• _Dataset content_
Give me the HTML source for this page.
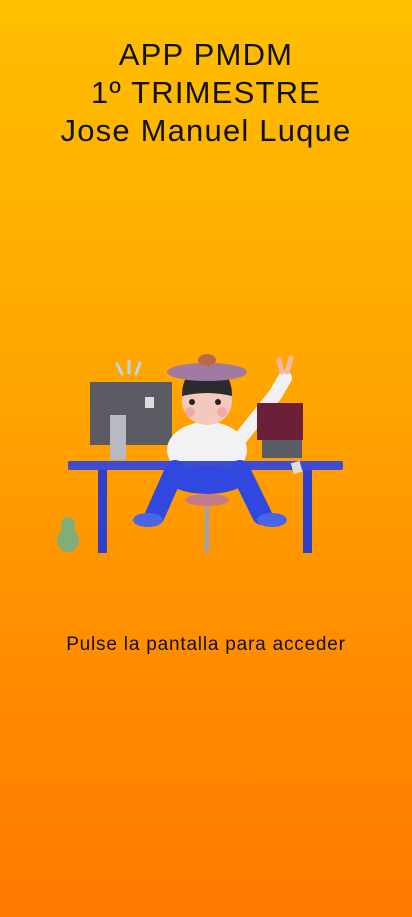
<!DOCTYPE html>
<html><head><meta charset="utf-8"><style>
html,body{margin:0;padding:0}
body{width:412px;height:917px;overflow:hidden;background:linear-gradient(180deg,#FFBF00 0%,#FFA300 45%,#FF8A00 75%,#FF7A00 100%);font-family:"Liberation Sans",sans-serif;color:#111;position:relative}
.t{position:absolute;left:0;width:412px;text-align:center;font-size:31px;letter-spacing:1.2px;line-height:38px;top:36px}
.b{position:absolute;left:0;width:412px;text-align:center;font-size:19px;letter-spacing:0.8px;top:634px}
svg{position:absolute;left:0;top:0}
</style></head><body>
<div class="t">APP PMDM<br>1º TRIMESTRE<br>Jose Manuel Luque</div>
<svg width="412" height="917" viewBox="0 0 412 917">
<ellipse cx="68" cy="540" rx="11" ry="12" fill="#7fae7a"/><ellipse cx="68" cy="525" rx="7" ry="8" fill="#7fae7a"/>
<g stroke="#b9d7e8" stroke-width="3" stroke-linecap="round"><line x1="117" y1="364" x2="122" y2="374"/><line x1="129" y1="361" x2="129" y2="373"/><line x1="140" y1="363" x2="136" y2="374"/></g>
<rect x="90" y="382" width="82" height="63" fill="#5b5c63"/>
<rect x="110" y="415" width="16" height="45" fill="#b8bac2"/>
<rect x="145" y="397" width="9" height="11" fill="#ddd"/>
<path d="M235 445 L275 395 L285 378" stroke="#f1f1f4" stroke-width="14" stroke-linecap="round" fill="none"/>
<path d="M282 372 l-3 -12 M287 372 l4 -14" stroke="#f2b8a8" stroke-width="5" stroke-linecap="round"/>
<rect x="257" y="403" width="46" height="37" fill="#6b1f38"/>
<rect x="262" y="440" width="40" height="18" fill="#5a5c66"/>
<ellipse cx="207" cy="450" rx="40" ry="28" fill="#f2f2f5"/>
<rect x="196" y="420" width="22" height="12" fill="#f2f2f5"/>
<ellipse cx="207" cy="401" rx="25" ry="24" fill="#f4c9bd"/>
<path d="M182 396 q0 -28 25 -28 q25 0 25 28 q-25 -6 -50 0z" fill="#2b2a2e"/>
<ellipse cx="207" cy="372" rx="40" ry="9" fill="#a07aa0"/>
<ellipse cx="207" cy="360" rx="9" ry="6" fill="#b86a48"/>
<circle cx="192" cy="402" r="3" fill="#222"/><circle cx="218" cy="402" r="3" fill="#222"/>
<circle cx="190" cy="412" r="5" fill="#f09aa0" opacity=".7"/><circle cx="222" cy="412" r="5" fill="#f09aa0" opacity=".7"/>
<rect x="68" y="461" width="275" height="9" rx="2" fill="#3f4bd0"/>
<rect x="98" y="470" width="9" height="83" fill="#3040c8"/>
<rect x="303" y="470" width="9" height="83" fill="#3040c8"/>
<rect x="205" y="500" width="4" height="53" fill="#9aa0c0"/>
<ellipse cx="207" cy="500" rx="22" ry="6" fill="#c37a8a"/>
<path d="M175 470 L155 515 M240 470 L262 515" stroke="#3148e0" stroke-width="20" stroke-linecap="round"/>
<ellipse cx="207" cy="480" rx="38" ry="14" fill="#3148e0"/>
<ellipse cx="148" cy="520" rx="15" ry="7" fill="#4a64e8"/>
<ellipse cx="272" cy="520" rx="15" ry="7" fill="#4a64e8"/>
<rect x="292" y="462" width="9" height="11" fill="#ddd" transform="rotate(-15 296 467)"/>
</svg>
<div class="b">Pulse la pantalla para acceder</div>
</body></html>
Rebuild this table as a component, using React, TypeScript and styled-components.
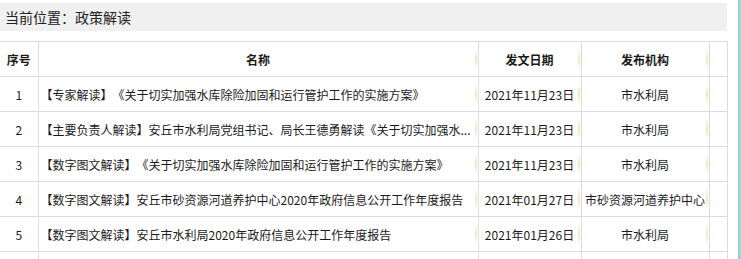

• _Directive_
Identify each line holding the string "this", and copy it out.

• _Final answer_
Give me the HTML source for this page.
Rebuild this table as a component, using React, TypeScript and styled-components.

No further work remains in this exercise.